There are still cultural barriers and much gender stereotyping to overcome. When legislation brought sex discrimination barriers down, sexual harassment went up. When women complained, men retaliated. A sampling of recent lawsuits shows there is still progress to be made. In 2001, the EEOC filed a lawsuit against Morgan Stanley on behalf of 100 women who received lower compensation than their male co-workers and were limited in their professional advancement. In 2004, Home Depot (Colorado) made a $5.5 million out-of-court settlement for a race, sex, and national origin harassment and retaliation lawsuit. In that same year, Smith Barney agreed to pay $54 million to settle a sex discrimination lawsuit. Currently, there is a class-action lawsuit covering 1.6 million women against Wal-Mart, the country’s largest non-governmental employer.

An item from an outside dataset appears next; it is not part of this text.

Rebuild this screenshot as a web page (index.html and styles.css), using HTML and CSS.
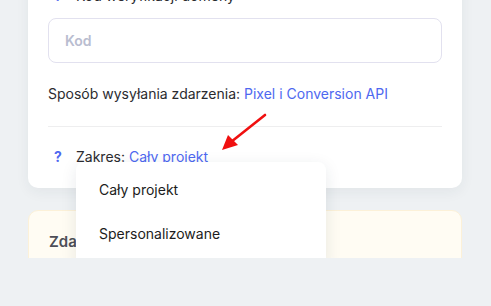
FILE: index.html
```html
<!DOCTYPE html>
<html lang="pl">
<head>
    <meta charset="UTF-8">
    <meta name="viewport" content="width=device-width, initial-scale=1.0">
    <title>Ustawienia zdarzeń</title>
    <link rel="stylesheet" href="styles.css">
</head>
<body>
    <div class="viewport">
        <div class="content">
            <div class="card">
                <div class="row">
                    <span class="help">?</span>
                    <span>Kod weryfikacji domeny</span>
                </div>
                <input class="field" type="text" placeholder="Kod">
                <div class="line">
                    Sposób wysyłania zdarzenia: <a class="link">Pixel i Conversion API</a>
                </div>
                <hr class="divider">
                <div class="row">
                    <span class="help">?</span>
                    <span>Zakres: <a class="link">Cały projekt</a></span>
                </div>

                <div class="dropdown">
                    <div class="option">Cały projekt</div>
                    <div class="option">Spersonalizowane</div>
                </div>

                <svg class="arrow" width="60" height="50" viewBox="0 0 60 50">
                    <line x1="48" y1="4" x2="14" y2="31" stroke="#f01010" stroke-width="2.6" stroke-linecap="round"/>
                    <polygon points="5,39 11,24 21,34" fill="#f01010"/>
                </svg>
            </div>

            <div class="card notice">
                <h3 class="notice-title">Zdarzenia</h3>
            </div>
        </div>
    </div>
</body>
</html>
```

FILE: styles.css
```css
* {
    box-sizing: border-box;
}
html, body {
    margin: 0;
    padding: 0;
}
body {
    font-family: Inter, "Noto Sans", sans-serif;
    font-size: 14px;
    color: #2b2b2f;
    background-color: #eef1f3;
    width: 491px;
    height: 306px;
    overflow: hidden;
}
.viewport {
    height: 258px;
    overflow: hidden;
}
.content {
    margin-top: -34px;
    padding: 0 29px 0 28px;
}
.card {
    position: relative;
    background-color: #ffffff;
    border-radius: 10px;
    padding: 20px 20px 21px;
    box-shadow: 0 4px 14px rgba(30, 45, 70, 0.06);
}
.row {
    display: flex;
    align-items: center;
    height: 20px;
    line-height: 20px;
}
.help {
    width: 28px;
    padding-left: 6px;
    color: #4e68f0;
    font-weight: 700;
}
.field {
    display: block;
    width: 100%;
    height: 45px;
    margin-top: 12px;
    padding: 0 16px;
    border: 1px solid #e2e1ef;
    border-radius: 8px;
    font-family: inherit;
    font-size: 14px;
    font-weight: 600;
    outline: none;
}
.field::placeholder {
    color: #b9bdd0;
}
.line {
    margin-top: 21px;
    line-height: 20px;
}
.link {
    color: #4e68f0;
}
.divider {
    border: none;
    border-top: 1px solid #eeeeef;
    margin: 22px 0 20px;
}
.dropdown {
    position: absolute;
    left: 48px;
    top: 196px;
    width: 250px;
    padding: 6px 0 12px;
    background-color: #ffffff;
    border-radius: 8px;
    box-shadow: 0 4px 16px rgba(30, 45, 70, 0.1);
    z-index: 2;
}
.option {
    height: 44px;
    line-height: 44px;
    padding-left: 23px;
    color: #1c1c20;
}
.arrow {
    position: absolute;
    left: 189px;
    top: 145px;
    z-index: 3;
}
.notice {
    margin-top: 22px;
    height: 80px;
    background-color: #fffcf3;
    border: 1px solid #fcf1d8;
    box-shadow: none;
}
.notice-title {
    margin: 0;
    padding-top: 1px;
    font-size: 15px;
    font-weight: 600;
    color: #4d4e57;
}
```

We’re not there yet. The frontiers of gender equality are moving beyond the region of protests, statutes, and lawsuits. Even before statutes and collective action gave women some legal and political leverage, we were engaged in “consciousness raising”—a term we used in women’s gatherings in the 1960s. Now, when we are well into the legal and social revolution that we sought, it seems to be time for consciousness-raising again. Gender conservatives who want to dial the clock back say that “a woman’s place is in the home.” That choice is up to each woman, we say. In a free country, no one else has the right to tell me where my “place” is. A second line of resistance is voiced by people who think they are being fair-minded: “Women think they can have it all, but no one can have it all.” That’s certainly true, and we’ll settle for the same amount of “all” that men have always enjoyed—an unchallenged right to work as well as a life partner and a family if desired.